A system audit is a countermeasure used to review and analyze the actions of users on a system. In an age where separation of duties is best practice, the system audit is typically performed by a designated security professional as opposed to a system administrator. An audit is a shallow review of system events that ends rather quickly, as opposed to a deep discourse that continues for weeks and months. Data mining may seem counterintuitive to an auditor. After all, one of the primary roles of an ISSO or ISSM is to ensure information integrity. Defending against the manipulation of data by authorized or unauthorized persons is a founding principle of information security. However, data mining and analytics are rooted in manipulating data.

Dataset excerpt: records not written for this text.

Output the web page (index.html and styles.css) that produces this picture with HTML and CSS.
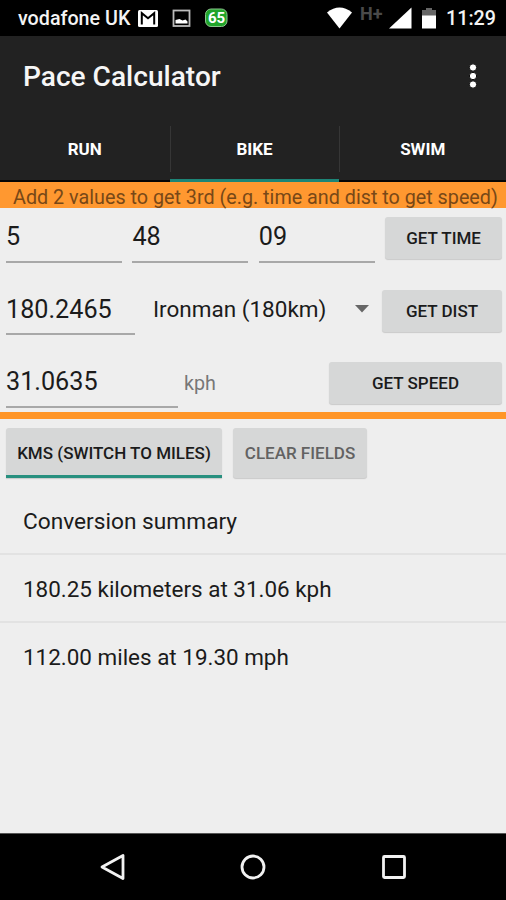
FILE: index.html
```html
<!DOCTYPE html>
<html lang="en">
<head>
<meta charset="utf-8">
<title>Pace Calculator</title>
<link rel="stylesheet" href="styles.css">
</head>
<body>
<div class="status">
  <span class="carrier">vodafone UK</span>
  <svg class="status-left" width="92" height="36" viewBox="0 0 92 36">
    <rect x="1" y="10" width="20" height="17" rx="1.5" fill="#fff"/>
    <path d="M4.800 24.500V13.200l6.200 5 6.200-5v11.300" fill="none" stroke="#000" stroke-width="2"/>
    <rect x="36.500" y="10.500" width="16" height="15.500" fill="none" stroke="#bbb" stroke-width="1.800"/>
    <path d="M38.500 23.500V20l4-1 3 1.500 3-1 2 2v2z" fill="#fff"/>
    <rect x="68.500" y="9" width="21.500" height="17.500" rx="5.500" fill="#21a42a" stroke="#8ac68c"/>
    <text x="79.500" y="23" text-anchor="middle" class="badge-text">65</text>
  </svg>
  <svg class="status-right" width="112" height="36" viewBox="0 0 112 36">
    <path d="M0 12.500Q12.500 2.500 25 12.500L12.500 28.500z" fill="#fff"/>
    <text x="33" y="20" class="network">H+</text>
    <path d="M62 28.500L84.500 7.500v21z" fill="#fff"/>
    <path d="M95 16V10h4V8h6v2h4v6z" fill="#666"/>
    <path d="M95 15.500h14v13H95z" fill="#fff"/>
  </svg>
  <span class="clock">11:29</span>
</div>
<header class="appbar">
  <h1>Pace Calculator</h1>
  <svg width="12" height="28" viewBox="0 0 12 28"><g fill="#fff" stroke="#0a0a0a" stroke-width="1"><circle cx="6" cy="5.500" r="3.700"/><circle cx="6" cy="14" r="3.700"/><circle cx="6" cy="22.500" r="3.700"/></g></svg>
</header>
<nav class="tabs">
  <div class="tab"><span>RUN</span></div>
  <div class="tab active"><span>BIKE</span></div>
  <div class="tab"><span>SWIM</span></div>
</nav>
<p class="hint">Add 2 values to get 3rd (e.g. time and dist to get speed)</p>
<main>
  <section class="form">
    <div class="row time">
      <div class="field">5</div>
      <div class="field">48</div>
      <div class="field">09</div>
      <div class="btn">GET TIME</div>
    </div>
    <div class="row dist">
      <div class="field">180.2465</div>
      <div class="spinner"><span>Ironman (180km)</span><svg width="14" height="8" viewBox="0 0 14 8"><path d="M0 0h14L7 7.500z" fill="#666"/></svg></div>
      <div class="btn">GET DIST</div>
    </div>
    <div class="row speed">
      <div class="field">31.0635</div>
      <div class="unit">kph</div>
      <div class="btn">GET SPEED</div>
    </div>
  </section>
  <div class="actions">
    <div class="btn toggle">KMS (SWITCH TO MILES)</div>
    <div class="btn clear">CLEAR FIELDS</div>
  </div>
  <ul class="summary">
    <li class="heading">Conversion summary</li>
    <li>180.25 kilometers at 31.06 kph</li>
    <li>112.00 miles at 19.30 mph</li>
  </ul>
</main>
<footer class="navbar">
  <svg width="28" height="28" viewBox="0 0 28 28"><path d="M24 2.500v23L3 14z"/></svg>
  <svg width="28" height="28" viewBox="0 0 28 28"><circle cx="14" cy="14" r="11"/></svg>
  <svg width="28" height="28" viewBox="0 0 28 28"><rect x="3.500" y="3.500" width="21" height="21" rx="1"/></svg>
</footer>
</body>
</html>
```

FILE: styles.css
```css
* { box-sizing: border-box; }
body {
  margin: 0;
  width: 506px;
  height: 900px;
  display: flex;
  flex-direction: column;
  overflow: hidden;
  background: #eee;
  color: #1b1b1b;
  font-family: Roboto, sans-serif;
  white-space: nowrap;
}
svg { display: block; flex: none; }

.status {
  flex: none;
  height: 36px;
  display: flex;
  background: #000;
  color: #f4f4f4;
  font-weight: 500;
  font-size: 19.700px;
  line-height: 38px;
}
.carrier { width: 119px; margin-left: 18px; }
.status-right { margin-left: 98px; }
.clock { margin-left: 7px; }
.badge-text { font: 700 15px Roboto, sans-serif; fill: #fff; }
.network { font: 700 18px Roboto, sans-serif; fill: #4a4a4a; }

.appbar {
  flex: none;
  height: 82px;
  display: flex;
  align-items: center;
  justify-content: space-between;
  padding: 0 27px 2px 23px;
  background: #222;
  color: #f6f6f6;
}
.appbar h1 { margin: 0; font-size: 28.100px; font-weight: 500; }

.tabs {
  flex: none;
  height: 63.500px;
  display: grid;
  grid-template-columns: 169.500px 169px 1fr;
  background: #222;
}
.tab {
  display: flex;
  justify-content: center;
  border-bottom: 2px solid #050505;
  padding-top: 8px;
  color: #fff;
  font-size: 17px;
  font-weight: 700;
  line-height: 46px;
}
.tab span { flex: 1; height: 46px; text-align: center; }
.tab + .tab span { border-left: 1px solid #363636; }
.tab.active { border-bottom: 3px solid #1d8577; }

.hint {
  flex: none;
  height: 26.500px;
  margin: 0;
  padding-left: 13px;
  background: #ff9830;
  color: #784817;
  font-size: 19.750px;
  line-height: 31px;
}

main { flex: 1; }
.form {
  height: 211px;
  padding: 0 4px 0 6px;
  border-bottom: 7px solid #ff9527;
}
.row { display: flex; align-items: flex-start; height: 72.500px; }
.field {
  height: 54.500px;
  border-bottom: 2px solid #a8a8a8;
  font-size: 25.200px;
  line-height: 58px;
}
.btn {
  display: flex;
  align-items: center;
  justify-content: center;
  height: 43px;
  border-radius: 3px;
  background: #d6d7d7;
  box-shadow: 0 1px 1px #c9c9c9;
  font-size: 17px;
  font-weight: 500;
}
.row .btn { height: 42px; margin: 9px 0 0 auto; }
.time .field { width: 116px; margin-right: 10.500px; }
.time .btn { width: 117px; }
.dist .field { width: 129px; }
.dist .btn { width: 120px; }
.spinner {
  flex: 1;
  display: flex;
  align-items: center;
  justify-content: space-between;
  height: 55px;
  padding: 1px 13px 0 18px;
  font-size: 22.500px;
}
.speed .field { width: 172px; }
.unit { margin-left: 6px; color: #777; font-size: 19.700px; line-height: 61px; }
.speed .btn { width: 173px; }

.actions { display: flex; gap: 11px; padding: 9px 6px 0; }
.actions .btn { height: 50px; }
.toggle { width: 216px; }
.actions .toggle { border-bottom: 3px solid #28907f; border-radius: 3px 3px 0 0; padding-top: 3px; }
.clear { width: 134px; color: #626262; }

.summary { margin: 9px 0 0; padding: 0; list-style: none; }
.summary li {
  height: 68px;
  padding-left: 23px;
  border-bottom: 2px solid #e2e2e2;
  font-size: 22.450px;
  line-height: 69px;
}
.summary .heading { font-size: 22.700px; }
.summary li:last-child { border-bottom: 0; }

.navbar {
  flex: none;
  height: 67px;
  display: flex;
  align-items: center;
  justify-content: center;
  gap: 112.500px;
  background: #000;
  border-top: 1px solid #555;
}
.navbar svg { fill: none; stroke: #f2f2f2; stroke-width: 2.800; stroke-linejoin: round; }
```
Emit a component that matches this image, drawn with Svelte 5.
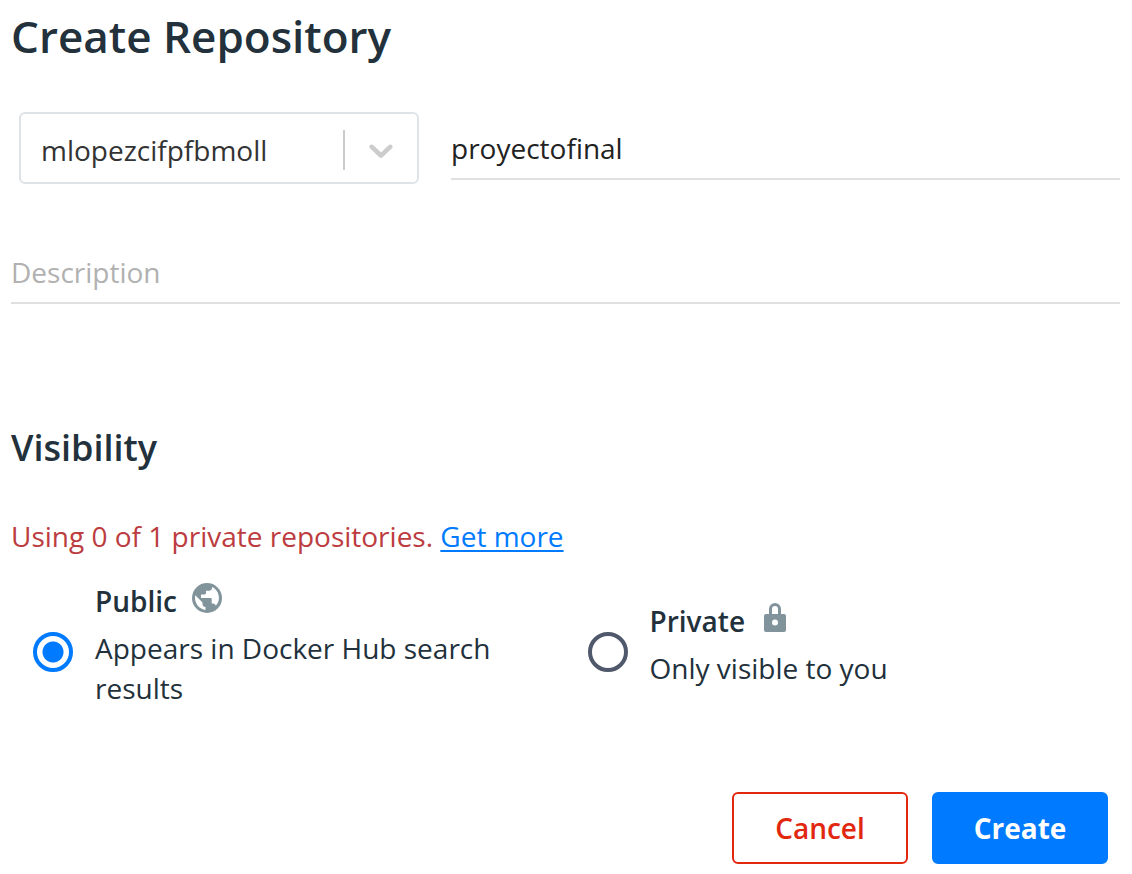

To audit big data, the word “audit” must be left behind. It is an insufficient term to describe the security review of a system. Even as objective, goal and mission should not be used interchangeably but should instead point to a duration of time (short term, middle term and long term, respectively), so, too, is auditing a technique used for smaller amounts of data. A standalone system can be audited. A peer-to-peer system can be audited. A networked system that exists over a wide area network (WAN) or a local area network (LAN) that produces encyclopedic volumes of data weekly cannot be audited. These more complex networks must be data mined.

Preexisting Resources

Thankfully, popular software, such as MATLAB, has inadvertently addressed the needs of the security professional by being highly reliable tools in fields that utilize mathematics and scientific modeling to analyze data. These same tools that assist in other professional communities’ methodologies must be embraced and adopted for a post-Edward Snowden security environment.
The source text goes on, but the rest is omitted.